--- Start ---

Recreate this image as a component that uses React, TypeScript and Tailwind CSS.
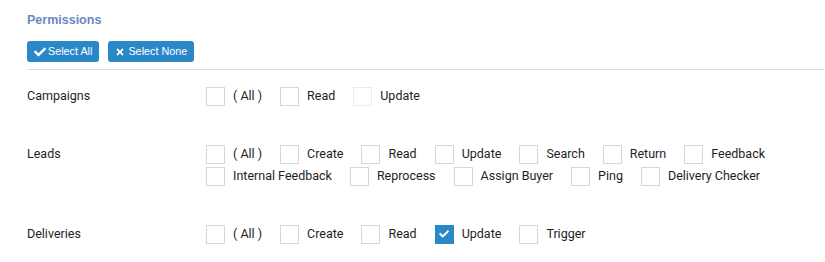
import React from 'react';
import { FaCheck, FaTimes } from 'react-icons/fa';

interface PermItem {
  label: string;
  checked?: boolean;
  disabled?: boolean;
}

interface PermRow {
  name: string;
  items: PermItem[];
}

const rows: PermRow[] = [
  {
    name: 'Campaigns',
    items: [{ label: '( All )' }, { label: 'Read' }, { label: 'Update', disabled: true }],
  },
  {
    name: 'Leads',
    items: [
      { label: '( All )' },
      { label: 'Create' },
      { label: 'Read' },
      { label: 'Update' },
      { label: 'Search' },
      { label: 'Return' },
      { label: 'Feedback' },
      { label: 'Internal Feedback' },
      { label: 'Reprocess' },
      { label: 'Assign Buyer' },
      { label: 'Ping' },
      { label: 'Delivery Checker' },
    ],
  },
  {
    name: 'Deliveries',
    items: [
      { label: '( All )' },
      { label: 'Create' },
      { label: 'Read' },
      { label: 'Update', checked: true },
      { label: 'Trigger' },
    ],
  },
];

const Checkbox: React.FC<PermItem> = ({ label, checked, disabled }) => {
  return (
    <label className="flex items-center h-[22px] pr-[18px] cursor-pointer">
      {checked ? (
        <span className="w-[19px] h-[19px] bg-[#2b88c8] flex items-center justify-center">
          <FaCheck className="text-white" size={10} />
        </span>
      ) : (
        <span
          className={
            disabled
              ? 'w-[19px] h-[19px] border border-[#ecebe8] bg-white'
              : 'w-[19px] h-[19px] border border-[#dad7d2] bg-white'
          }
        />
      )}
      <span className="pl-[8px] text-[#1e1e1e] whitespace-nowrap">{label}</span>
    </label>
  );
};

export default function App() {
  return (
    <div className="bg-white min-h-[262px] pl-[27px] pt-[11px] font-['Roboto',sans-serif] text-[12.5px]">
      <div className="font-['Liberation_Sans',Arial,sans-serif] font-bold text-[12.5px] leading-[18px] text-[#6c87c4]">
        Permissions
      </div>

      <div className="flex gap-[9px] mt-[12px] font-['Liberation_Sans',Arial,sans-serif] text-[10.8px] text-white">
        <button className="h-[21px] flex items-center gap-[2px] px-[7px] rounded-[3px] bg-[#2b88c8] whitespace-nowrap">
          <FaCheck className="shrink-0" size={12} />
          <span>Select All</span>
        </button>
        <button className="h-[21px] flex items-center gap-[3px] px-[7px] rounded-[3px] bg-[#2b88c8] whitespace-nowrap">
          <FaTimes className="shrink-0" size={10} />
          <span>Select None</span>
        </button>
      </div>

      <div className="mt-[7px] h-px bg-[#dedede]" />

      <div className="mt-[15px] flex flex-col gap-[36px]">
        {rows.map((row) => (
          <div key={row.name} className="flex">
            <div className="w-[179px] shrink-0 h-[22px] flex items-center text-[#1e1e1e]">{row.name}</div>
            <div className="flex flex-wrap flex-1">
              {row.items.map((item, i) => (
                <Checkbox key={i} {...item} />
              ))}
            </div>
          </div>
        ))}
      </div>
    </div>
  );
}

--- End ---

### Short problem
Transcribe the full listing above exactly, with the images removed.

### Result for this task
Recreate this image as a component that uses React, TypeScript and Tailwind CSS.
import React from 'react';
import { FaCheck, FaTimes } from 'react-icons/fa';

interface PermItem {
  label: string;
  checked?: boolean;
  disabled?: boolean;
}

interface PermRow {
  name: string;
  items: PermItem[];
}

const rows: PermRow[] = [
  {
    name: 'Campaigns',
    items: [{ label: '( All )' }, { label: 'Read' }, { label: 'Update', disabled: true }],
  },
  {
    name: 'Leads',
    items: [
      { label: '( All )' },
      { label: 'Create' },
      { label: 'Read' },
      { label: 'Update' },
      { label: 'Search' },
      { label: 'Return' },
      { label: 'Feedback' },
      { label: 'Internal Feedback' },
      { label: 'Reprocess' },
      { label: 'Assign Buyer' },
      { label: 'Ping' },
      { label: 'Delivery Checker' },
    ],
  },
  {
    name: 'Deliveries',
    items: [
      { label: '( All )' },
      { label: 'Create' },
      { label: 'Read' },
      { label: 'Update', checked: true },
      { label: 'Trigger' },
    ],
  },
];

const Checkbox: React.FC<PermItem> = ({ label, checked, disabled }) => {
  return (
    <label className="flex items-center h-[22px] pr-[18px] cursor-pointer">
      {checked ? (
        <span className="w-[19px] h-[19px] bg-[#2b88c8] flex items-center justify-center">
          <FaCheck className="text-white" size={10} />
        </span>
      ) : (
        <span
          className={
            disabled
              ? 'w-[19px] h-[19px] border border-[#ecebe8] bg-white'
              : 'w-[19px] h-[19px] border border-[#dad7d2] bg-white'
          }
        />
      )}
      <span className="pl-[8px] text-[#1e1e1e] whitespace-nowrap">{label}</span>
    </label>
  );
};

export default function App() {
  return (
    <div className="bg-white min-h-[262px] pl-[27px] pt-[11px] font-['Roboto',sans-serif] text-[12.5px]">
      <div className="font-['Liberation_Sans',Arial,sans-serif] font-bold text-[12.5px] leading-[18px] text-[#6c87c4]">
        Permissions
      </div>

      <div className="flex gap-[9px] mt-[12px] font-['Liberation_Sans',Arial,sans-serif] text-[10.8px] text-white">
        <button className="h-[21px] flex items-center gap-[2px] px-[7px] rounded-[3px] bg-[#2b88c8] whitespace-nowrap">
          <FaCheck className="shrink-0" size={12} />
          <span>Select All</span>
        </button>
        <button className="h-[21px] flex items-center gap-[3px] px-[7px] rounded-[3px] bg-[#2b88c8] whitespace-nowrap">
          <FaTimes className="shrink-0" size={10} />
          <span>Select None</span>
        </button>
      </div>

      <div className="mt-[7px] h-px bg-[#dedede]" />

      <div className="mt-[15px] flex flex-col gap-[36px]">
        {rows.map((row) => (
          <div key={row.name} className="flex">
            <div className="w-[179px] shrink-0 h-[22px] flex items-center text-[#1e1e1e]">{row.name}</div>
            <div className="flex flex-wrap flex-1">
              {row.items.map((item, i) => (
                <Checkbox key={i} {...item} />
              ))}
            </div>
          </div>
        ))}
      </div>
    </div>
  );
}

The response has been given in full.